If the long, drawn out, nearly impossible to watch impeachment hearings and the accompanying political spins have left you frustrated or lost in the weeds, let those two statements remind you what this is all about. The people who wrote our Constitution (Alexander Hamilton, et al,) feared two things above all. One was allowing our young republic to fall back into an autocratic monarchy. The other was our vulnerability to foreign interference.
The two Articles of Impeachment drafted by the House Judiciary Committee address those fears directly. More than half of America believes the president abused his power and that he was willing to put his own lust to remain in power over our national security. I applaud Jeff Flake for taking on the role of Congressional Conscience.
We can debate whether Trump’s actions rise to the level of impeachable, but we cannot sanction Senators openly declaring their political bias and blocking testimony from the people in the best position to tell the truth to the American people. As Flake implied, that would make Congress culpable in undermining the most important provisions in the Constitution. Every American with an open mind must hear what John Bolton and Mick Mulvaney have to say, and presidential privilege be damned.
If Flake’s admonition is ignored, what use are laws and the judiciary? If the Constitution can be flagrantly violated by an egomaniacal, paranoid president with no moral or ethical compass, what becomes of the precedents on which our laws are based? And if Congress succumbs to political blackmail and becomes a rubber stamp for the president…you fill in the blanks.
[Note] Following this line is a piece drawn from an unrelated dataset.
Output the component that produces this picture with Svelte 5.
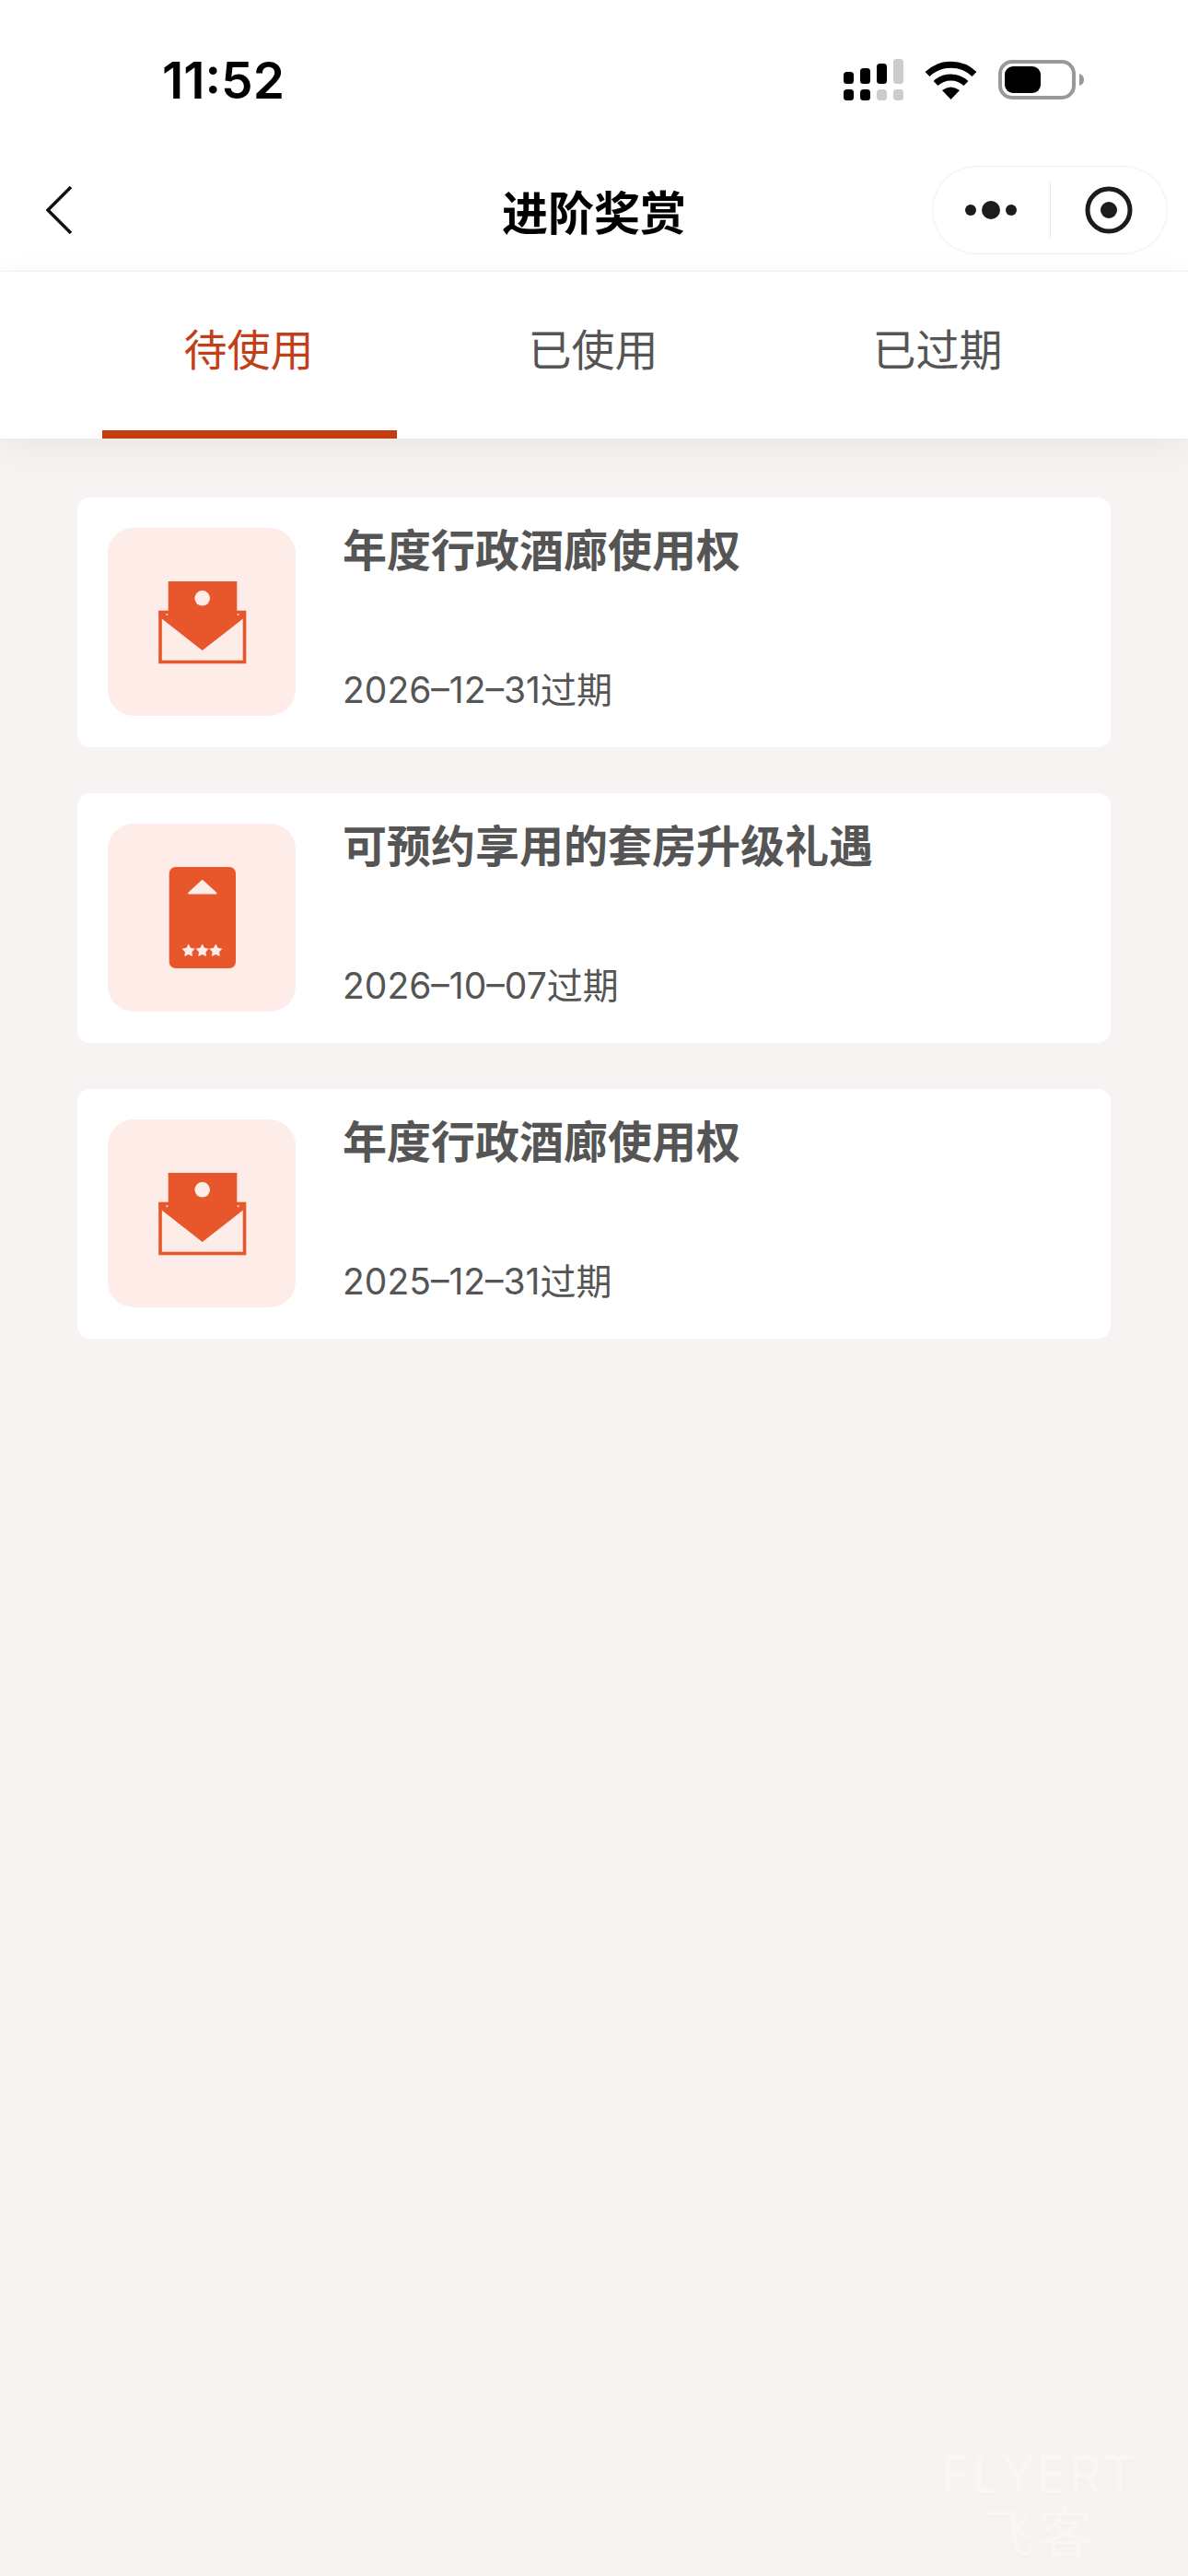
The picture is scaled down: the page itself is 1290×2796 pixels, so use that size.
<script>
  const tabs = ["待使用", "已使用", "已过期"];
  let activeTab = 0;

  const vouchers = [
    { title: "年度行政酒廊使用权", expires: "2026–12–31过期", icon: "envelope" },
    { title: "可预约享用的套房升级礼遇", expires: "2026–10–07过期", icon: "key" },
    { title: "年度行政酒廊使用权", expires: "2025–12–31过期", icon: "envelope" },
  ];

  // five pointed star, used on the room key icon
  function starPoints(cx, cy, r) {
    const pts = [];
    for (let i = 0; i < 10; i++) {
      const rad = i % 2 ? r * 0.52 : r;
      const a = (Math.PI / 5) * i - Math.PI / 2;
      pts.push(`${(cx + rad * Math.cos(a)).toFixed(2)},${(cy + rad * Math.sin(a)).toFixed(2)}`);
    }
    return pts.join(" ");
  }
</script>

<div class="page">
  <div class="status">
    <span class="time">11:52</span>
    <div class="status-icons">
      <svg width="65" height="45" viewBox="0 0 65 45">
        <rect x="0" y="14" width="11" height="13" rx="3.5" fill="#000" />
        <rect x="18" y="10" width="11" height="17" rx="3.5" fill="#000" />
        <rect x="36" y="5" width="11" height="22" rx="3.5" fill="#000" />
        <rect x="54" y="0" width="11" height="27" rx="3.5" fill="#ccc" />
        <rect x="0" y="33" width="11" height="12" rx="3.5" fill="#000" />
        <rect x="18" y="33" width="11" height="12" rx="3.5" fill="#000" />
        <rect x="36" y="33" width="11" height="12" rx="3.5" fill="#ccc" />
        <rect x="54" y="33" width="11" height="12" rx="3.5" fill="#ccc" />
      </svg>
      <svg class="wifi" width="57" height="42" viewBox="0 0 57 42">
        <path d="M3 14.5A37 37 0 0 1 54 14.5" fill="none" stroke="#000" stroke-width="7" />
        <path d="M12 24.5A24 24 0 0 1 45 24.5" fill="none" stroke="#000" stroke-width="7" />
        <path d="M28.5 42L19 32Q28.5 25 38 32Z" fill="#000" />
      </svg>
      <svg class="battery" width="93" height="43" viewBox="0 0 93 43">
        <rect x="2" y="2" width="80" height="39" rx="13" fill="none" stroke="#999" stroke-width="4" />
        <rect x="7" y="7" width="39" height="29" rx="9" fill="#000" />
        <path d="M88 15C91.500 16 93 18.500 93 21.500C93 24.500 91.500 27 88 28Z" fill="#999" />
      </svg>
    </div>
  </div>

  <div class="nav">
    <svg class="back" width="30" height="54" viewBox="0 0 30 54">
      <path d="M27 2L2 27L27 52" fill="none" stroke="#111" stroke-width="3.500" />
    </svg>
    <h1>进阶奖赏</h1>
    <div class="capsule">
      <div class="capsule-btn">
        <svg width="56" height="22" viewBox="0 0 56 22">
          <circle cx="6" cy="11" r="6" fill="#1c1c1c" />
          <circle cx="28" cy="11" r="10" fill="#1c1c1c" />
          <circle cx="50" cy="11" r="6" fill="#1c1c1c" />
        </svg>
      </div>
      <div class="capsule-btn">
        <svg width="52" height="52" viewBox="0 0 52 52">
          <circle cx="26" cy="26" r="23" fill="none" stroke="#1c1c1c" stroke-width="5" />
          <circle cx="26" cy="26" r="9" fill="#1c1c1c" />
        </svg>
      </div>
    </div>
  </div>

  <div class="tabs">
    {#each tabs as tab, i}
      <div class={i === activeTab ? "tab active" : "tab"}>{tab}</div>
    {/each}
  </div>

  <div class="list">
    {#each vouchers as v}
      <div class="card">
        <div class="thumb">
          {#if v.icon === "envelope"}
            <svg width="204" height="204" viewBox="0 0 204 204">
              <rect x="57" y="91.500" width="91.500" height="54" fill="none" stroke="#e8562c" stroke-width="3.600" />
              <path d="M65.700 58H140.300V90H150V96.500L147.500 98L102.700 133L58 98L55.500 96.500V90H65.700Z" fill="#e8562c" />
              <circle cx="102.700" cy="76.300" r="8.300" fill="#fdece7" />
              <circle cx="64.300" cy="94" r="1" fill="#fdece7" />
              <circle cx="141.700" cy="94" r="1" fill="#fdece7" />
            </svg>
          {:else}
            <svg width="204" height="204" viewBox="0 0 204 204">
              <rect x="66.700" y="47" width="72.300" height="110" rx="7" fill="#e8562c" />
              <path d="M102.700 62L117.500 75.500H88Z" fill="#fdece7" stroke="#fdece7" stroke-width="2" stroke-linejoin="round" />
              <polygon points={starPoints(87.700, 138, 7.500)} fill="#fdece7" />
              <polygon points={starPoints(102.700, 138, 7.500)} fill="#fdece7" />
              <polygon points={starPoints(117.300, 138, 7.500)} fill="#fdece7" />
            </svg>
          {/if}
        </div>
        <div class="info">
          <div class="title">{v.title}</div>
          <div class="expires">{v.expires}</div>
        </div>
      </div>
    {/each}
  </div>

  <div class="watermark">
    <span class="wm-en">FLYERT</span>
    <span class="wm-cn">飞客</span>
  </div>
</div>

<style>
  :global(body) {
    margin: 0;
    background: #f7f3f2;
  }

  .page {
    position: relative;
    height: 2796px;
    overflow: hidden;
    background: #f7f3f2;
    font-family: "Inter", "Noto Sans CJK SC", sans-serif;
  }

  .status {
    display: flex;
    justify-content: space-between;
    align-items: center;
    box-sizing: border-box;
    height: 180px;
    padding: 0 113px 7px 176px;
    background: #fff;
  }

  .time {
    font-size: 55px;
    font-weight: 600;
    color: #000;
  }

  .status-icons {
    display: flex;
    align-items: center;
    gap: 23px;
  }

  .nav {
    display: grid;
    grid-template-columns: 1fr auto 1fr;
    align-items: center;
    box-sizing: border-box;
    height: 115px;
    padding-bottom: 19px;
    background: #fff;
    border-bottom: 1px solid #f2f0f0;
  }

  .back {
    margin-left: 50px;
  }

  h1 {
    margin: 0;
    font-size: 50px;
    font-weight: 700;
    color: #000;
  }

  .capsule {
    justify-self: end;
    display: flex;
    align-items: center;
    box-sizing: border-box;
    width: 256px;
    height: 96px;
    margin-right: 22px;
    border: 1px solid #f0eeee;
    border-radius: 48px;
    background: #fff;
  }

  .capsule-btn {
    flex: 1;
    display: flex;
    justify-content: center;
    align-items: center;
    height: 60px;
  }

  .capsule-btn:first-child {
    border-right: 1px solid #e8e8e8;
  }

  .tabs {
    display: grid;
    grid-template-columns: repeat(3, 374px);
    padding: 0 83px;
    height: 181px;
    background: #fff;
    box-shadow: 0 8px 36px rgba(0, 0, 0, 0.06);
  }

  .tab {
    box-sizing: border-box;
    padding-top: 47px;
    text-align: center;
    font-size: 47px;
    color: #555;
  }

  .tab.active {
    position: relative;
    color: #c1401a;
  }

  .tab.active::after {
    content: "";
    position: absolute;
    left: 28px;
    bottom: 0;
    width: 320px;
    height: 9px;
    background: #c43d12;
  }

  .list {
    display: flex;
    flex-direction: column;
    gap: 50px;
    padding: 64px 84px 0;
  }

  .card {
    display: flex;
    box-sizing: border-box;
    height: 271px;
    padding: 33px;
    border-radius: 14px;
    background: #fff;
  }

  .thumb {
    flex: none;
    width: 204px;
    height: 204px;
    border-radius: 28px;
    background: #fdece7;
  }

  .thumb svg {
    display: block;
  }

  .info {
    display: flex;
    flex-direction: column;
    justify-content: space-between;
    margin-left: 51px;
    color: #555;
  }

  .title {
    font-size: 48px;
    font-weight: 700;
    line-height: 50px;
  }

  .expires {
    font-size: 39px;
    line-height: 46px;
    margin-bottom: 6px;
  }

  .watermark {
    position: absolute;
    left: 1028px;
    top: 2655px;
    width: 200px;
    display: flex;
    flex-direction: column;
    align-items: center;
    color: #f9f6f5;
    text-shadow: 0 2px 2px rgba(0, 0, 0, 0.012);
  }

  .wm-en {
    font-size: 56px;
    line-height: 62px;
    letter-spacing: 1px;
  }

  .wm-cn {
    font-size: 58px;
    line-height: 66px;
    letter-spacing: 6px;
  }
</style>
That’s not the America I grew up in. It’s not the America I want my grandchildren to grow up in. I urge you to read Senator Flake’s letter and give it the honest consideration it deserves. Flake says in the clearest possible terms that whether or not each individual Senator believes the president deserves to be impeached, the notion that he did nothing wrong as the House Republicans unanimously claimed is unsupportable. He doesn’t specifically come down on the side of impeachment, but he decries the possibility of acquitting the president without considering the facts.
The real issue, of course, is next November’s election. Americans need to know who they’re voting for next year. They need to see for themselves what he did so they can decide whether he deserves another term in office.